The Commissioner has reviewed all the evidence in the record
and has carefully considered that portion of the record relevant to
the issues raised by the petition.
The tenant commenced this proceeding by filing a complaint
asserting that the owner had failed to maintain certain services in
the subject premises, namely, that the owner had removed the
tenant's roof TV antenna. The tenant alleged he had had the
antenna on the roof since taking occupancy in 1958 and that the
owner had the antenna removed in July 1989.
In its answer, the owner stated that when the tenant moved in
he was informed that there was no master TV antenna in the subject
portion of the complex. However, the owner did not deny removing
the tenant's TV antenna from the roof, but rather stated that the
tenant had no written permission to install the antenna. The owner
also alleged that to have granted such permission would have
violated the lease.
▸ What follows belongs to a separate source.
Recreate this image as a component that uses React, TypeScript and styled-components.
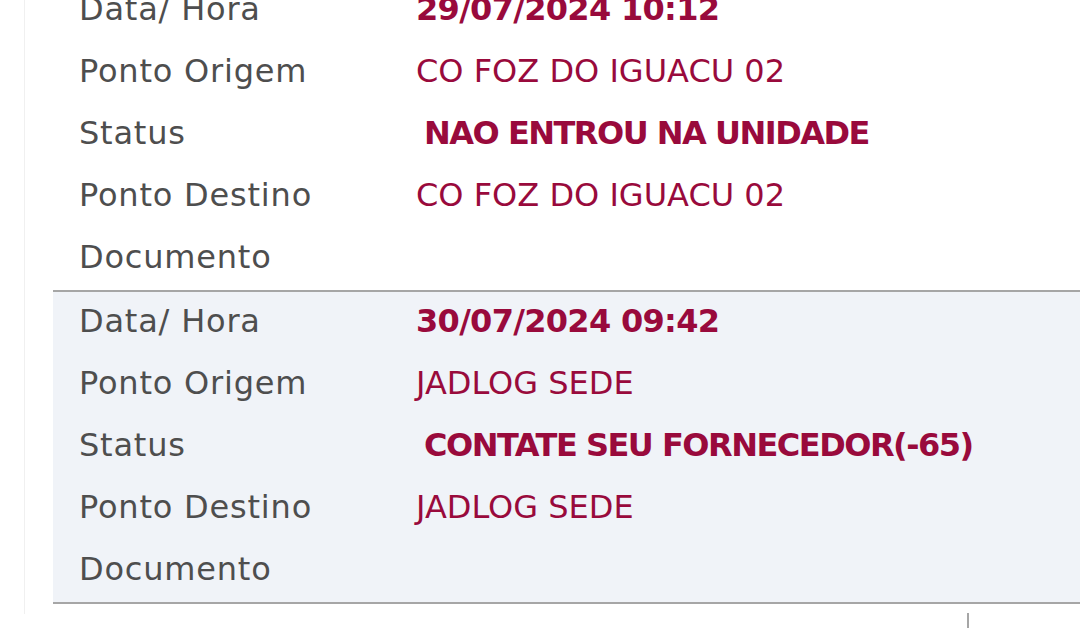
import React from 'react';
import styled, { createGlobalStyle } from 'styled-components';

const GlobalStyle = createGlobalStyle`
  html, body {
    margin: 0;
    padding: 0;
    background: #fff;
    overflow: hidden;
  }
  body {
    font-family: "DejaVu Sans", "Liberation Sans", sans-serif;
  }
`;

const Page = styled.div`
  width: 1080px;
  height: 628px;
  overflow: hidden;
  position: relative;
`;

const Panel = styled.div`
  margin-left: 24px;
  margin-top: -20px;
  padding: 0 0 10px 28px;
  border-left: 1px solid #f0f0f0;
`;

const Block = styled.section<{ $shaded?: boolean }>`
  background: ${p => (p.$shaded ? '#f0f3f8' : '#fff')};
  border-bottom: 2px solid #a6a6a6;
`;

const Row = styled.div`
  display: grid;
  grid-template-columns: 337px 1fr;
  align-items: center;
  height: 62px;
  box-sizing: border-box;
  padding: 0 0 4px 26px;
`;

const Label = styled.span`
  font-size: 32px;
  line-height: 1;
  letter-spacing: 0.8px;
  color: #4e4e4e;
  white-space: nowrap;
`;

const Value = styled.span<{ $bold?: boolean; $status?: boolean }>`
  font-size: 32px;
  line-height: 1;
  color: #990a3c;
  font-weight: ${p => (p.$bold ? 700 : 400)};
  letter-spacing: ${p => (p.$status ? '-1.5px' : p.$bold ? '-0.7px' : '0')};
  padding-left: ${p => (p.$status ? '8px' : '0')};
  white-space: nowrap;
`;

const Tick = styled.div`
  position: absolute;
  left: 967px;
  top: 613px;
  width: 2px;
  height: 15px;
  background: #a6a6a6;
`;

type Entry = { date: string; origin: string; status: string; dest: string };

const entries: Entry[] = [
  { date: '29/07/2024 10:12', origin: 'CO FOZ DO IGUACU 02', status: 'NAO ENTROU NA UNIDADE', dest: 'CO FOZ DO IGUACU 02' },
  { date: '30/07/2024 09:42', origin: 'JADLOG SEDE', status: 'CONTATE SEU FORNECEDOR(-65)', dest: 'JADLOG SEDE' },
];

const App: React.FC = () => (
  <Page>
    <GlobalStyle />
    <Panel>
      {entries.map((e, i) => (
        <Block key={i} $shaded={i % 2 === 1}>
          <Row><Label>Data/ Hora</Label><Value $bold>{e.date}</Value></Row>
          <Row><Label>Ponto Origem</Label><Value>{e.origin}</Value></Row>
          <Row><Label>Status</Label><Value $bold $status>{e.status}</Value></Row>
          <Row><Label>Ponto Destino</Label><Value>{e.dest}</Value></Row>
          <Row><Label>Documento</Label><Value /></Row>
        </Block>
      ))}
    </Panel>
    <Tick />
  </Page>
);

export default App;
Finally, the owner referred to a letter from
a roofing company which allegedly stated that all antennas must be
removed from the roof "in order to receive the proper warranties."
ADM. REVIEW DOCKET NO.: EC810183RO
The Administrator ordered a reduction of the regulated rent,
finding that the landlord's removal of the tenant's roof top
television antenna was a decrease of an essential service.
The owner filed a Petition for Administrative Review (PAR)
appealing the Administrator's decision.
The owner bases its appeal upon two contentions.
With its PAR, the owner encloses a copy of a previous
Administrator's Order concerning a different apartment at the
subject premises. The prior proceeding (DRO #44250) had been
originated by a different tenant's objection to the 1984
Registration, in which objection the tenant stated inter alia that
a master TV antenna service for which the tenant paid an additional
fee had been incorrectly omitted from the owner's registration of
services. The Administrator noted in that prior order that the
owner had answered that master TV antenna service "was never
included in the rent," to which the tenant had replied "that an
additional fee was paid for the use of the master TV antenna." The
Administrator found that "The owner does not provide master TV
antenna services for this apartment." The owner argues that this
order #44250 is therefore determinative of the instant proceeding,
citing a Court of Appeals decision for the proposition that "a
decision of an administrative agency which neither adheres to its
own prior precedent nor indicates its reason for reaching a
different result on essentially the same facts is arbitrary and
capricious."
As a second basis for its appeal, the owner notes that the
Administrator had stated in the order herein under appeal: "Based
on the evidence in the record it is determined that the landlord's
removal of the tenant's roof top television antenna is a decrease
of an essential service." On appeal, the owner states that it had
never been provided with any of the "evidence" referred to in the
Administrator's finding, other than the tenant's complaint. The
owner suggests that since such service is provided in another part
of the complex, the Administrator mistakenly assumed it was also
provided in the complaining tenant's portion of the complex. The
owner refers to the tenant's contention in his complaint, that the
owner paid for repairs of the tenant's antenna, as "hearsay in its
purest form."
The Commissioner is of the opinion that this petition should
be denied.
It is undisputed that the tenant had installed his own roof
top TV antenna at about the time he took occupancy in 1958, i.e.,
ADM. REVIEW DOCKET NO.: EC810183RO
long before the base date for the Emergency Tenant Protection Act
of 1974(ETPA). Although the owner argued before the Administrator
that the installation was without the "written" (emphasis added)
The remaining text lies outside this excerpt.